What does work is highlighting areas in our personal lives in which we already are fiercely courageous. We discern the differences between those scenarios and others in which we feel fear. Then we study our automatic mental and physical responses to fear.
What mental messages are we telling ourselves about our abilities that are not true or accurate? Can we delete and overwrite those outdated or flawed messages with accurate truths about our performance abilities? For example: “I’m prepared for this. I know what I’m talking about. I have something important to say. I deserve to be here.”
What unhelpful physical responses do our bodies launch in the face of fear? Do we hunch our shoulders, make ourselves small, cave inward? Instead, we can open up our frames, stand in an athlete’s balanced stance, breathe, and remind ourselves that we can retake control. Reframing our mental and physical approaches to fear helps us move into, and through, each performance with maximum personal power.
NA: Is there anything else you’d like to add?
HKB: Through writing Untangling Fear, I became hyper-aware of the barrage of fear messages that permeate our daily personal and professional lives.

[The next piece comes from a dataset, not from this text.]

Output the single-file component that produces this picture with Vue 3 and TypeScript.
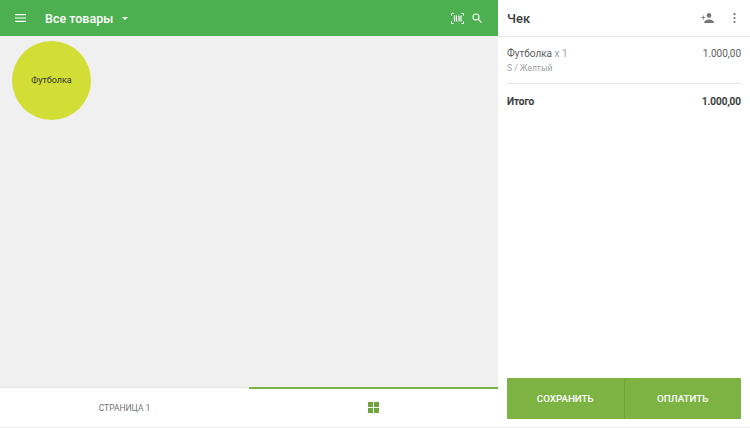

To untangle our individual fears, it’s really important to honor the fact that some scenarios in our personal and professional lives simply are going to be harder or scarier for some of us than others. That’s okay. We can acknowledge that reality out loud. It doesn’t mean that we—as introverts or shy or socially anxious folks—aren’t “cut out” for our chosen professions. Quite the contrary. By studying the basic science of fear, recognizing our own automatic mental and physical responses—our bodies’ and brains’ natural drive to protect us—and making subtle, but pivotal, shifts in our mental messages and physical stances, we truly can become our most powerful selves.